*Records shown*:
·····

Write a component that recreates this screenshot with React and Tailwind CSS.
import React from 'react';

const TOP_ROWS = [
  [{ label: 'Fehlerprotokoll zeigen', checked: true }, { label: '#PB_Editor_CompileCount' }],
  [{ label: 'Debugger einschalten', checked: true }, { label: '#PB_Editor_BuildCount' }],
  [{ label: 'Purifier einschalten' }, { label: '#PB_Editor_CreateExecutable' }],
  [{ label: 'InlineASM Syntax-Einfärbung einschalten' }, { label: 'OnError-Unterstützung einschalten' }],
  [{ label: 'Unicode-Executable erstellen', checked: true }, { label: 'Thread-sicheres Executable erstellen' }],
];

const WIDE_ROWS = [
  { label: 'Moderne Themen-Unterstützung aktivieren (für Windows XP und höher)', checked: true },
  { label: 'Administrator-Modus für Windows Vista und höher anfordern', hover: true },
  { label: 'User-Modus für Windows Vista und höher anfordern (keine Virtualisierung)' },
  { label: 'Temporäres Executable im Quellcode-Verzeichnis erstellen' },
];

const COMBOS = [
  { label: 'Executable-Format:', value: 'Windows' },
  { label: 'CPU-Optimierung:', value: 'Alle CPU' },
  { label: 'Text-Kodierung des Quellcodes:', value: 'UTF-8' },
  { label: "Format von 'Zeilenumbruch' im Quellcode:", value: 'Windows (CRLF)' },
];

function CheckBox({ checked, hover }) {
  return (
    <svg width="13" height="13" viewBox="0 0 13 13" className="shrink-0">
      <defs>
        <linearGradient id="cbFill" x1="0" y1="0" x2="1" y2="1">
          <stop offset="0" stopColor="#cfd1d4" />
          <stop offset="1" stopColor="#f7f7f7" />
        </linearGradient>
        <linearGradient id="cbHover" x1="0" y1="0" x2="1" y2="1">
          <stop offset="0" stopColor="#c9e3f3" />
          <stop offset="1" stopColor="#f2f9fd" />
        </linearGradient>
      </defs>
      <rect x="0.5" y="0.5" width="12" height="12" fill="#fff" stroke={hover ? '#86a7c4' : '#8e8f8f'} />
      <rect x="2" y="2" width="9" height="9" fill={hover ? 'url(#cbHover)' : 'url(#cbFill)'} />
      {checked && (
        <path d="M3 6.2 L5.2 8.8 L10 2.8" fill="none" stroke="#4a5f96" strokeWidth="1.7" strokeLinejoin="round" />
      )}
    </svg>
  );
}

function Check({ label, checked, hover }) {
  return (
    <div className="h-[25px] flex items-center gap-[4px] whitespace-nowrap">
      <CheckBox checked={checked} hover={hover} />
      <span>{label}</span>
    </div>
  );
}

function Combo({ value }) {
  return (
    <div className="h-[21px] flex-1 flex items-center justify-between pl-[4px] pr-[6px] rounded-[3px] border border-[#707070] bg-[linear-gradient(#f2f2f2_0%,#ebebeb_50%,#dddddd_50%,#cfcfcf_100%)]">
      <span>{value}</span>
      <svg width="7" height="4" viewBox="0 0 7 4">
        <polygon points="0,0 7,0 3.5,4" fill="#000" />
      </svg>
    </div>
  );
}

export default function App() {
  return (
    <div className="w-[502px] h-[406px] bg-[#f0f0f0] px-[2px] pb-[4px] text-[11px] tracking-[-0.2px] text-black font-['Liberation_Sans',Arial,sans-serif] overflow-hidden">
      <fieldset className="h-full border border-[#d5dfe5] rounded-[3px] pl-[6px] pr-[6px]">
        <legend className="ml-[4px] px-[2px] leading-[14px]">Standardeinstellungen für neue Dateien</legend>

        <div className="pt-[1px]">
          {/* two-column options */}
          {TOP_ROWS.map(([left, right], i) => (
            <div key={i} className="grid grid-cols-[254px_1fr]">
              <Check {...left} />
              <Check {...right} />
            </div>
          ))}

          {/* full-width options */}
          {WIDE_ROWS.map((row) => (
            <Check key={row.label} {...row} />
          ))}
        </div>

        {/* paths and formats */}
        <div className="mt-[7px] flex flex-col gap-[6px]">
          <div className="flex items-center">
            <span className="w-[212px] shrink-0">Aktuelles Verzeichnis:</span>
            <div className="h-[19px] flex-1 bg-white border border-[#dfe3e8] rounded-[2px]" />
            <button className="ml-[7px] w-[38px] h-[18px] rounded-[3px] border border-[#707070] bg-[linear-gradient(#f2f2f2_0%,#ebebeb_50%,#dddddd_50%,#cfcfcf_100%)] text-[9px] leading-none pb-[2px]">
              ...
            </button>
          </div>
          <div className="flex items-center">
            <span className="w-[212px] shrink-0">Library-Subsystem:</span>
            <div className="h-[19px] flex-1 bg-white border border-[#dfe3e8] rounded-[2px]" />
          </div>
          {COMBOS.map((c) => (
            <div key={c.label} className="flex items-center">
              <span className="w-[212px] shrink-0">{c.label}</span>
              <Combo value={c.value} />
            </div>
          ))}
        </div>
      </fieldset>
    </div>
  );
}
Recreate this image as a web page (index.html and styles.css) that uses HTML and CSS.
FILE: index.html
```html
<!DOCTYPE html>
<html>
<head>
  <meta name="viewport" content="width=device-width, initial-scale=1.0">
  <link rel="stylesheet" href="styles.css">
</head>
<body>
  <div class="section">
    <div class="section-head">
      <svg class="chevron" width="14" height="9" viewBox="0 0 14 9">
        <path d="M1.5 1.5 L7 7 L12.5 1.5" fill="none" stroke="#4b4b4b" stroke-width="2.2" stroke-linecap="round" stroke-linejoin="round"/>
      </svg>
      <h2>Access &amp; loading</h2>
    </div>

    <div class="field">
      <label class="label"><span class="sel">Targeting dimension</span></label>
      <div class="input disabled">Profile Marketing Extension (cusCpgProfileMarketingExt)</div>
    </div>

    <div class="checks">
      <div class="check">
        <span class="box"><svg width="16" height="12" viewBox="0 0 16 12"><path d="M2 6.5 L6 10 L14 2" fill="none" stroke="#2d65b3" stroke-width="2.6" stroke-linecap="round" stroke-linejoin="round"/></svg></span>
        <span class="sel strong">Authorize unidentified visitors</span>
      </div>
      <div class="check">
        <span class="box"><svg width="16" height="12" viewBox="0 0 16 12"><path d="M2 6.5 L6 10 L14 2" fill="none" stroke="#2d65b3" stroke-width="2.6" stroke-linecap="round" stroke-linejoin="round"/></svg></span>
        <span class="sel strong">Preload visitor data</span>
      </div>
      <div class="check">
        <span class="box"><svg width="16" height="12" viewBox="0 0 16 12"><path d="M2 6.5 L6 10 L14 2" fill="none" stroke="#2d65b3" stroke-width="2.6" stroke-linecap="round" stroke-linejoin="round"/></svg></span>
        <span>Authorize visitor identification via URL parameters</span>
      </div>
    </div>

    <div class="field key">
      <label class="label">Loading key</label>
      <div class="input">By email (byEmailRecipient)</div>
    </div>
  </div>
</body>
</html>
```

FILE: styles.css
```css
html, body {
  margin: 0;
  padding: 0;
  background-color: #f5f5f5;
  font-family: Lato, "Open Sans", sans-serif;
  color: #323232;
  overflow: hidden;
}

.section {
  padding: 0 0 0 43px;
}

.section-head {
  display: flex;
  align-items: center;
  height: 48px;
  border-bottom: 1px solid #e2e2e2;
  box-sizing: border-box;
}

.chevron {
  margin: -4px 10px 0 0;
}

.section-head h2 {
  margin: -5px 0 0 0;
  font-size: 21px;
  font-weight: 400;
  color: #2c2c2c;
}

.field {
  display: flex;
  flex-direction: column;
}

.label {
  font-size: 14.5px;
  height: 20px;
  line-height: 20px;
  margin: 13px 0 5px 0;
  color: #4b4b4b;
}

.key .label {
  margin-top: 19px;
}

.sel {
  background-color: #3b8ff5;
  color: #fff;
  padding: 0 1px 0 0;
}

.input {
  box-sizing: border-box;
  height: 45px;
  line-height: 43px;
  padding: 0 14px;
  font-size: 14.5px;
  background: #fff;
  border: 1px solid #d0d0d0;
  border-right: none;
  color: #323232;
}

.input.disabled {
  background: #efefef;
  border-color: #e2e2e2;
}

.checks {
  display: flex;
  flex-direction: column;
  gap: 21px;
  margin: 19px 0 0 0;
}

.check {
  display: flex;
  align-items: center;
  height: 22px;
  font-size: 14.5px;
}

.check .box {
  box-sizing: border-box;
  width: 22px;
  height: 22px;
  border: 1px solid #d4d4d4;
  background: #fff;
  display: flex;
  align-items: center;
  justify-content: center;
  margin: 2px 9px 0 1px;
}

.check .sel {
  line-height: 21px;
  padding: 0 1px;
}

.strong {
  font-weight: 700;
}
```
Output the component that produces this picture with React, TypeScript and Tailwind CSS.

·····

Begin at the top of the records above and quote each line exactly, ending with the line that contains "import React from 'react';".

*Reply*:
Write a component that recreates this screenshot with React and Tailwind CSS.
import React from 'react';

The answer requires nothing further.